Ludwig Salvator settled on Majorca, buying up unimproved areas of land in order to preserve and enjoy them. His main residence of Son Marroig, near the village of Deià, is now a museum. Much of what was his property now belongs to the American actor Michael Douglas, notably the Moorish style palace 'S'Estaca' that Ludwig converted from a ruined old manor house.
About 1895, at Přerov nad Labem, Bohemia, he founded the first open-air museum in Central and Eastern Europe.
Works
He wrote a book on insects at the age of 22 and also the nine-volume book Die Balearen (The Balearic Islands). Having visited Los Angeles, California, in the winter of 1876, he published in 1878 an account of his visit, Los Angeles in Südcalifornien.

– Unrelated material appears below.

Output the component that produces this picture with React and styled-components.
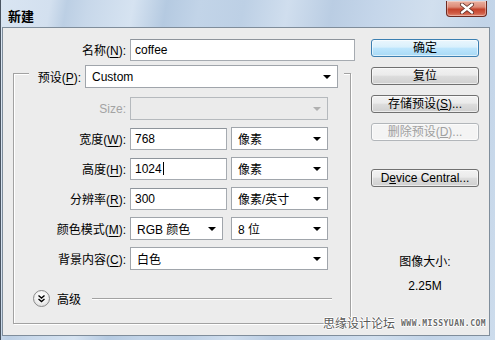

Eine Blume aus dem goldenen Lande.
Background
He was the second cousin of Emperor Franz Joseph, of the ruling House of Habsburg-Lorraine, the fourth son of Leopold II, Grand Duke of Tuscany. Ludwig went to Majorca under his title of Count of Neuendorf, arriving in 1867. Falling in love with the clear air, water and dazzling blue skies of Majorca it was to become his base and home for the remainder of his life.
He explored on his steam-yacht the Nixe. He was known for his extreme love of animals and nature.
Archduke Ludwig Salvator never married. When he was young, he fell in love with a cousin, Archduchess Mathilde, the daughter of the Duke of Teschen. Ludwig wanted to marry her, but she was promised to Prince Umberto of Savoy. On June 6, 1867, Mathilde, then only 18, was getting dressed to attend the theatre. She enjoyed smoking cigarettes, but when her father, who abhorred smoking appeared, she tried to hide the cigarette behind her. Her dress caught fire, and she died in front of her family, sustaining second and third-degree burns. Relationships with women included Catalina Homar. She convinced Ludwig to let her visit Jerusalem and it is believed that it was there that she contracted the leprosy that took her life in 1905.
He fathered numerous illegitimate children.[1]
When the First World War broke out, in 1914, the Emperor of Austria ordered Ludwig Salvator to leave Majorca, and in 1915, he died at the family castle of Brandeis-Altbunzlau, in Bohemia. He was buried in Vienna. In his will he designated Antonio Vives y Colom –his personal secretary, collaborator and trusted man, whom he met in Mallorca, and who accompanied him from 1872 until his death– and his children as his heirs.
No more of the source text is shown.